→ Stated task: Pull out every line containing the string "styles".

→ Data excerpt:
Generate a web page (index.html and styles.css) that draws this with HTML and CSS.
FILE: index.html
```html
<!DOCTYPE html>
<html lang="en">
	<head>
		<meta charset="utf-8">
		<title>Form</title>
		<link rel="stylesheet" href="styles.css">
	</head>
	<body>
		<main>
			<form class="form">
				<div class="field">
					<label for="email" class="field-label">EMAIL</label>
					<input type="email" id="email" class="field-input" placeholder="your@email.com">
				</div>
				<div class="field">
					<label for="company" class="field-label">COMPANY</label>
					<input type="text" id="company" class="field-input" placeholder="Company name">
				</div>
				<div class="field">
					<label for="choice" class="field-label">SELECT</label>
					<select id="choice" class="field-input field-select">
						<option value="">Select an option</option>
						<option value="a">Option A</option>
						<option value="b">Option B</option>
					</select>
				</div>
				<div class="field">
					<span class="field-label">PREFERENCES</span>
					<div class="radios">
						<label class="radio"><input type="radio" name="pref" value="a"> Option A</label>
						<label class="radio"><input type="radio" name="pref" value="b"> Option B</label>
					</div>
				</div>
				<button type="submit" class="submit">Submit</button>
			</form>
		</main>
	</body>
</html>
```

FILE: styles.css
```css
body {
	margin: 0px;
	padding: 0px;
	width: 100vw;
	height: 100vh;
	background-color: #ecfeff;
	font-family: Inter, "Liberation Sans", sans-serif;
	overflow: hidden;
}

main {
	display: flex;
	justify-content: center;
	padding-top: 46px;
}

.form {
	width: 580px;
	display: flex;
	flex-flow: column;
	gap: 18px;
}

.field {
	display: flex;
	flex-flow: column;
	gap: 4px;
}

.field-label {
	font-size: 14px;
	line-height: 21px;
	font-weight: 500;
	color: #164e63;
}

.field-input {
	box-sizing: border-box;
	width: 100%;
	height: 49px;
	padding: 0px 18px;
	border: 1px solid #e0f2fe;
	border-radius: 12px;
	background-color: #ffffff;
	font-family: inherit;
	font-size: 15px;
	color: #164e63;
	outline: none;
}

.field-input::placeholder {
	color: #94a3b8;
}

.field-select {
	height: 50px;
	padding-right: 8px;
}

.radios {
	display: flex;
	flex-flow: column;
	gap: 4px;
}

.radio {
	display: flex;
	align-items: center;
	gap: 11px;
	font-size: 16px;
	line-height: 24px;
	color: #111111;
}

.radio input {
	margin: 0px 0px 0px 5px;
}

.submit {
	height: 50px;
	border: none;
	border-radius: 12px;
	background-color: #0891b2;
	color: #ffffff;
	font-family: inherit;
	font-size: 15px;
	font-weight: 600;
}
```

→ Full output:
Generate a web page (index.html and styles.css) that draws this with HTML and CSS.
		<link rel="stylesheet" href="styles.css">
FILE: styles.css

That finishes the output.